A similar issue arises under section 5.06(b)(1)(B) which applies if the director uses corporate resources to become aware of the opportunity. Dimwit undoubtedly used corporate resources to pay for the trip. Is that direct enough to qualify under 5.05(b)(1)(B) or is that too indirect? Even if it falls within this, would Dimwit reasonably expect Carefree to be interested in the Advice stock? He knew the company had “millions in free cash” and was looking to expand, but he also knew Carefree could not own Advice stock directly.

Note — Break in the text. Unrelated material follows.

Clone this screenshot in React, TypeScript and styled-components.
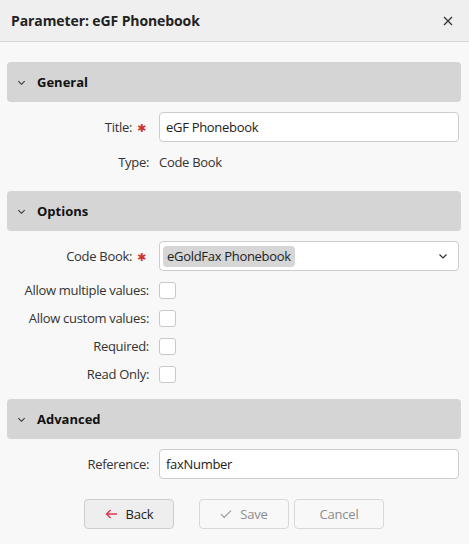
import styled, { createGlobalStyle } from "styled-components";

const GlobalStyle = createGlobalStyle`
  html, body {
    margin: 0;
    padding: 0;
    background: #f8f8f8;
  }
  body {
    font-family: "Open Sans", "Noto Sans", sans-serif;
    font-size: 13px;
    color: #222;
  }
  * {
    box-sizing: border-box;
  }
`;

const Dialog = styled.div`
  width: 469px;
  min-height: 544px;
  background: #f8f8f8;
  display: flex;
  flex-direction: column;
`;

const Header = styled.div`
  height: 42px;
  padding: 0 14px 0 11px;
  display: flex;
  align-items: center;
  justify-content: space-between;
  background: #efefef;
  border-bottom: 1px solid #d6d6d6;
`;

const HeaderTitle = styled.span`
  font-size: 14px;
  font-weight: 700;
  color: #222;
  letter-spacing: -0.1px;
`;

const CloseButton = styled.button`
  border: none;
  background: transparent;
  padding: 0;
  width: 14px;
  height: 14px;
  display: flex;
  align-items: center;
  justify-content: center;
  cursor: pointer;
`;

const Body = styled.div`
  padding: 20px 8px 0 7px;
  display: flex;
  flex-direction: column;
`;

const SectionHeader = styled.div`
  height: 40px;
  border-radius: 4px;
  background: #d5d5d5;
  display: flex;
  align-items: center;
  gap: 11px;
  padding-left: 10px;
  font-weight: 700;
  font-size: 13px;
  color: #111;
`;

const SectionContent = styled.div<{ $bottom?: number }>`
  padding: 10px 2px ${(p) => p.$bottom ?? 14}px 0;
  display: flex;
  flex-direction: column;
  gap: 5px;
  letter-spacing: -0.3px;
`;

const Row = styled.div<{ $height?: number }>`
  display: grid;
  grid-template-columns: 142px 1fr;
  column-gap: 10px;
  align-items: center;
  min-height: ${(p) => p.$height ?? 30}px;
`;

const CheckList = styled.div`
  display: flex;
  flex-direction: column;
`;

const Label = styled.label`
  text-align: right;
  color: #333;
  white-space: nowrap;
`;

const Required = styled.span`
  color: #d0342c;
  margin-left: 5px;
  margin-right: 3px;
  font-size: 11px;
  font-family: "DejaVu Sans", sans-serif;
`;

const TextInput = styled.input`
  height: 30px;
  width: 100%;
  border: 1px solid #cccccc;
  border-radius: 4px;
  background: #fff;
  padding: 0 6px;
  font: inherit;
  letter-spacing: inherit;
  color: #222;
  outline: none;
`;

const Value = styled.span`
  color: #333;
`;

const SelectBox = styled.div`
  height: 30px;
  border: 1px solid #cccccc;
  border-radius: 4px;
  background: #fff;
  display: flex;
  align-items: center;
  justify-content: space-between;
  padding: 0 10px 0 3px;
`;

const Chip = styled.span`
  background: #d6d6d6;
  border-radius: 4px;
  height: 21px;
  line-height: 21px;
  padding: 0 4px;
  color: #222;
`;

const Checkbox = styled.span`
  width: 17px;
  height: 17px;
  border: 1px solid #c8c8c8;
  border-radius: 3px;
  background: #fff;
  display: block;
`;

const Footer = styled.div`
  margin-top: 20px;
  display: flex;
  justify-content: center;
  gap: 5px;
  letter-spacing: -0.2px;
`;

const Button = styled.button<{ $primary?: boolean; $disabled?: boolean }>`
  width: 90px;
  height: 30px;
  border-radius: 4px;
  border: 1px solid ${(p) => (p.$primary ? "#cdcdcd" : "#d8d8d8")};
  background: ${(p) => (p.$primary ? "#eeeeee" : "transparent")};
  color: ${(p) => (p.$primary ? "#222" : "#8c8c8c")};
  font: inherit;
  letter-spacing: inherit;
  display: inline-flex;
  align-items: center;
  justify-content: center;
  gap: 8px;
  cursor: ${(p) => (p.$disabled ? "default" : "pointer")};
  &:first-child {
    margin-right: 20px;
  }
`;

const Chevron = ({ size = 9, color = "#333" }: { size?: number; color?: string }) => (
  <svg width={size} height={size} viewBox="0 0 10 10">
    <path d="M1.5 3.5 L5 7 L8.5 3.5" fill="none" stroke={color} strokeWidth="1.2" />
  </svg>
);

const fields = ["Allow multiple values:", "Allow custom values:", "Required:", "Read Only:"];

export default function App() {
  return (
    <Dialog>
      <GlobalStyle />
      <Header>
        <HeaderTitle>Parameter: eGF Phonebook</HeaderTitle>
        <CloseButton>
          <svg width="10" height="10" viewBox="0 0 10 10">
            <path d="M1 1 L9 9 M9 1 L1 9" stroke="#333" strokeWidth="1.3" />
          </svg>
        </CloseButton>
      </Header>
      <Body>
        <SectionHeader>
          <Chevron />
          General
        </SectionHeader>
        <SectionContent>
          <Row>
            <Label>
              Title:<Required>✱</Required>
            </Label>
            <TextInput defaultValue="eGF Phonebook" />
          </Row>
          <Row>
            <Label>Type:</Label>
            <Value>Code Book</Value>
          </Row>
        </SectionContent>

        <SectionHeader>
          <Chevron />
          Options
        </SectionHeader>
        <SectionContent $bottom={11}>
          <Row>
            <Label>
              Code Book:<Required>✱</Required>
            </Label>
            <SelectBox>
              <Chip>eGoldFax Phonebook</Chip>
              <Chevron size={10} />
            </SelectBox>
          </Row>
          <CheckList>
            {fields.map((f) => (
              <Row key={f} $height={28}>
                <Label>{f}</Label>
                <Checkbox />
              </Row>
            ))}
          </CheckList>
        </SectionContent>

        <SectionHeader>
          <Chevron />
          Advanced
        </SectionHeader>
        <SectionContent $bottom={0}>
          <Row>
            <Label>Reference:</Label>
            <TextInput defaultValue="faxNumber" />
          </Row>
        </SectionContent>

        <Footer>
          <Button $primary>
            <svg width="13" height="10" viewBox="0 0 13 10">
              <path d="M12 5 H1.5 M5.5 1 L1.5 5 L5.5 9" fill="none" stroke="#e2364f" strokeWidth="1.4" />
            </svg>
            Back
          </Button>
          <Button $disabled>
            <svg width="12" height="10" viewBox="0 0 12 10">
              <path d="M1 5.2 L4.2 8.4 L11 1.6" fill="none" stroke="#9a9a9a" strokeWidth="1.2" />
            </svg>
            Save
          </Button>
          <Button $disabled>Cancel</Button>
        </Footer>
      </Body>
    </Dialog>
  );
}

Finally, if this is a corporate opportunity, Dimwit might try to use section 5.05(e). He could argue that he did not in good faith believe this was a corporate opportunity because of the issues raised above. If he now offers the Advice purchase to Carefree and they reject it, he could avoid liability.

Question Six

Bounded rationality is, quite simply, the limits on individual’s abilities to act rationally—in this context, their inability to understand and anticipate everything that might happen in the business relationship. Because of bounded rationality, people entering into a corporate relationship cannot anticipate all the activities officers and directors might potentially engage in. Therefore, they are unable to contractually specify all of the possible actions they want to prohibit.